Anyway, Roy Hattersley. Conveniently illustrating the difference between right-wing Old Labour and "left-wing" New Labour, Hattersley offers his thoughts in today's Guardian:

I am still enough of a professional politician to want Labour to garner all the votes it can get. The idea that abstaining will reduce Labour's majority and give Blair a "bloody nose" is the absurd product of moral self-indulgence. If the Max Hastings Tendency [natural Tories voting Labour] were an increment that could be added to Labour's basic vote, there might be an argument for trying to maintain its allegiance. But the strange coalition that produced two New Labour landslides has dissolved. The more that is done to keep footloose Tories inside the big tent, the more genuine (though tactically misguided) Labour supporters will decamp.


Starting from the same premise - vote Labour at all costs under all circumstances - Hattersley and Hain/Aaronovitch arrive at dramatically opposed conclusions. For Hain/Aaronovitch, the Tories are so great a threat that only self-indulgent snobs would so casually refuse their own support to New Labour. Anything to keep the Tories appeased and docile is justified and whinging from the left is not to be tolerated. (This is, of course, taking both creatures at their word, a point I will return to.) For Hattersley, the Tories are a great threat - but that is precisely why the buggers should be fought.

Few of the Tory reinforcements who joined New Labour's irresistible advance in 1997 and 2001 will be in the trenches with Blair this year. If he has any sense, he will make sure that he is reinforced by as much of Labour's poor bloody infantry as can be rallied to his banner. There are battalions waiting, and longing, to be reassured that he will open fire on the real enemy - not turn the guns on his own troops.


Hattersley's assesment is broadly correct. It is by no means the case that disenchantment with New Labour is confined to dinner parties in Hampstead; one of the sharpest drops in their support since 2001 has been recorded amongst manual workers (PDF file).

But Hattersley is Old Labour to his bones. The concept of a non-Labour left is alien to him, or at the very least far beyond measurable political orbit. This is his great weakness; beyond appeals to morality, or even basic political commonsense, he has nothing to offer that will push Blair in a direction better able to mobilise Labour supporters and activists. As we have seen over eight years, appeals to morality or commonsense are wasted on this ideologically-committed Prime Minister, who, with his merry band of renegade liberals, have systematically torn apart all the democratic machinery the Labour Party once offered to Part activists. (Hattersley himself, when deputy leader, oversaw the early stages of this process, using the assault on the Militant Tendency to cover a more general destruction of inner-party democracy. I doubt very much that he intended this wrecking operation to run as far as Blair has pushed it, though.)

The situation for the Labour left is so bad, in fact, that only a non-Labour left can save it.

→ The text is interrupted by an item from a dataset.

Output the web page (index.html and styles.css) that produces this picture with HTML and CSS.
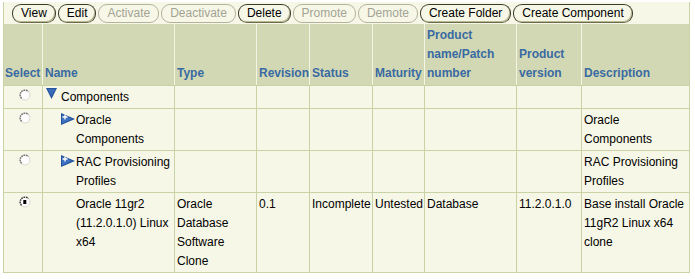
FILE: index.html
```html
<!DOCTYPE html>
<html>
<head>
<meta charset="utf-8">
<title>Components</title>
<link rel="stylesheet" href="styles.css">
</head>
<body>
<div class="page">
	<div class="toolbar">
		<button class="btn">View</button>
		<button class="btn">Edit</button>
		<button class="btn off">Activate</button>
		<button class="btn off">Deactivate</button>
		<button class="btn">Delete</button>
		<button class="btn off">Promote</button>
		<button class="btn off">Demote</button>
		<button class="btn">Create Folder</button>
		<button class="btn">Create Component</button>
	</div>
	<table class="grid">
		<colgroup>
			<col class="c-sel"><col class="c-name"><col class="c-type"><col class="c-rev"><col class="c-status"><col class="c-mat"><col class="c-prod"><col class="c-ver"><col class="c-desc">
		</colgroup>
		<tr class="head">
			<th>Select</th><th>Name</th><th>Type</th><th>Revision</th><th>Status</th><th>Maturity</th><th>Product name/Patch number</th><th>Product version</th><th>Description</th>
		</tr>
		<tr>
			<td class="sel"><svg class="radio" width="12" height="12" viewBox="0 0 12 12"><circle cx="6" cy="6" r="5" fill="#fff" stroke="#d8d8d0" stroke-width="1"/><path d="M2.6 9.4A4.8 4.8 0 0 1 9.4 2.6" fill="none" stroke="#777" stroke-width="1.5" stroke-dasharray="1.6 0.8"/></svg></td>
			<td><div class="node lvl0"><svg class="tri" width="11" height="12" viewBox="0 0 11 12"><path d="M0 0H11L5.5 11Z" fill="#24529c"/><path d="M1.5 1H9.5L5.5 8Z" fill="#3a6bb8"/></svg>Components</div></td>
			<td></td><td></td><td></td><td></td><td></td><td></td><td></td>
		</tr>
		<tr>
			<td class="sel"><svg class="radio" width="12" height="12" viewBox="0 0 12 12"><circle cx="6" cy="6" r="5" fill="#fff" stroke="#d8d8d0" stroke-width="1"/><path d="M2.6 9.4A4.8 4.8 0 0 1 9.4 2.6" fill="none" stroke="#777" stroke-width="1.5" stroke-dasharray="1.6 0.8"/></svg></td>
			<td><div class="node lvl1"><svg class="plus" width="14" height="12" viewBox="0 0 14 12"><path d="M0 0L14 6L0 12Z" fill="#24529c"/><path d="M1 1.5L11 6L1 10.5Z" fill="#3d72c0"/><path d="M4 1.5V6.5M1.5 4H6.5" stroke="#fff" stroke-width="1.3"/></svg>Oracle<br>Components</div></td>
			<td></td><td></td><td></td><td></td><td></td><td></td><td>Oracle Components</td>
		</tr>
		<tr>
			<td class="sel"><svg class="radio" width="12" height="12" viewBox="0 0 12 12"><circle cx="6" cy="6" r="5" fill="#fff" stroke="#d8d8d0" stroke-width="1"/><path d="M2.6 9.4A4.8 4.8 0 0 1 9.4 2.6" fill="none" stroke="#777" stroke-width="1.5" stroke-dasharray="1.6 0.8"/></svg></td>
			<td><div class="node lvl1"><svg class="plus" width="14" height="12" viewBox="0 0 14 12"><path d="M0 0L14 6L0 12Z" fill="#24529c"/><path d="M1 1.5L11 6L1 10.5Z" fill="#3d72c0"/><path d="M4 1.5V6.5M1.5 4H6.5" stroke="#fff" stroke-width="1.3"/></svg>RAC Provisioning<br>Profiles</div></td>
			<td></td><td></td><td></td><td></td><td></td><td></td><td>RAC Provisioning Profiles</td>
		</tr>
		<tr>
			<td class="sel"><svg class="radio" width="12" height="12" viewBox="0 0 12 12"><circle cx="6" cy="6" r="5" fill="#fff" stroke="#d8d8d0" stroke-width="1"/><path d="M2.6 9.4A4.8 4.8 0 0 1 9.4 2.6" fill="none" stroke="#444" stroke-width="1.5" stroke-dasharray="1.6 0.8"/><rect x="4.3" y="4" width="3" height="4" fill="#000"/></svg></td>
			<td><div class="node lvl2">Oracle 11gr2 (11.2.0.1.0) Linux x64</div></td>
			<td>Oracle Database Software Clone</td>
			<td>0.1</td>
			<td>Incomplete</td>
			<td>Untested</td>
			<td>Database</td>
			<td>11.2.0.1.0</td>
			<td>Base install Oracle 11gR2 Linux x64 clone</td>
		</tr>
	</table>
</div>
</body>
</html>
```

FILE: styles.css
```css
*{
	box-sizing: border-box;
	margin: 0;
	padding: 0;
}

body{
	background: #ffffff;
	font-family: "Liberation Sans", Arial, sans-serif;
	font-size: 12px;
	color: #000;
}

.page{
	padding: 2px 0 0 3px;
	width: 690px;
}

.toolbar{
	display: flex;
	gap: 2px;
	align-items: center;
	height: 22px;
	padding: 1px 0 0 8px;
	background: #f7f7e7;
	border-left: 1px solid #c9d3a6;
	border-right: 1px solid #c9d3a6;
}

.btn{
	font-family: "Liberation Sans", Arial, sans-serif;
	font-size: 12px;
	height: 19px;
	line-height: 17px;
	padding: 0 8px;
	background: #f7f7e7;
	color: #000;
	border: 1px solid #3a3a2a;
	border-bottom-color: #6b6b4a;
	border-radius: 9px;
	box-shadow: inset -1px -1px 0 #b9b996;
}

.btn.off{
	color: #a3a394;
	border-color: #b3b39a;
	box-shadow: none;
}

.grid{
	border-collapse: collapse;
	table-layout: fixed;
	width: 687px;
	background: #f7f7e7;
}

.c-sel{ width: 39px; }
.c-name{ width: 132px; }
.c-type{ width: 82px; }
.c-rev{ width: 53px; }
.c-status{ width: 63px; }
.c-mat{ width: 52px; }
.c-prod{ width: 92px; }
.c-ver{ width: 65px; }
.c-desc{ width: 108px; }

.grid th{
	background: #d2d8b3;
	color: #3a6aa2;
	font-weight: bold;
	text-align: left;
	vertical-align: bottom;
	line-height: 19px;
	padding: 0 1px 2px 2px;
	border-left: 1px solid #f4f4e2;
	border-bottom: 1px solid #c9d3a6;
	height: 61px;
}

.grid th:first-child{
	border-left: 1px solid #c9d3a6;
	padding-left: 1px;
}

.grid th:last-child{
	border-right: 1px solid #c9d3a6;
}

.grid td{
	vertical-align: top;
	line-height: 19px;
	padding: 2px 1px 1px 2px;
	border: 1px solid #c9d3a6;
}

.grid td.sel{
	padding-top: 3px;
}

.radio{
	display: block;
	margin: 0 0 0 13px;
}

.node{
	position: relative;
}

.lvl0{
	padding-left: 16px;
}

.lvl1{
	padding-left: 31px;
}

.lvl2{
	padding-left: 31px;
}

.tri{
	position: absolute;
	left: 1px;
	top: 0px;
}

.plus{
	position: absolute;
	left: 16px;
	top: 2px;
}
```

Many a left-leaning Labour Party member has already grasped as much, including - if rumours are to be believed - a few Labour MPs. A significant vote for the non-Labour left, and most especially the election of a Respect MP, will do more to destroy New Labour than any number of (justly) irate column inches. It will do more to shove Labour as a whole to the left than any number of (rightly) irate appeals to Blair's reason.

This is, I suspect, the possibility that most alarms New Labour ideologues like Aaronovitch. The entire Blair "project" has depended on its ability to use a demoralised Labour Party for its own purposes, presenting itself as the only game in town. Large chunks of the party membership (or ex-membership) and supporters - probably the majority - have never been won to Blair's strategy, even as they confess admiration for his political sophistication, or his previous ability to win elections. They would continue to support Blairism only as long as it seemed to deliver results; post-Iraq, that simply does not apply.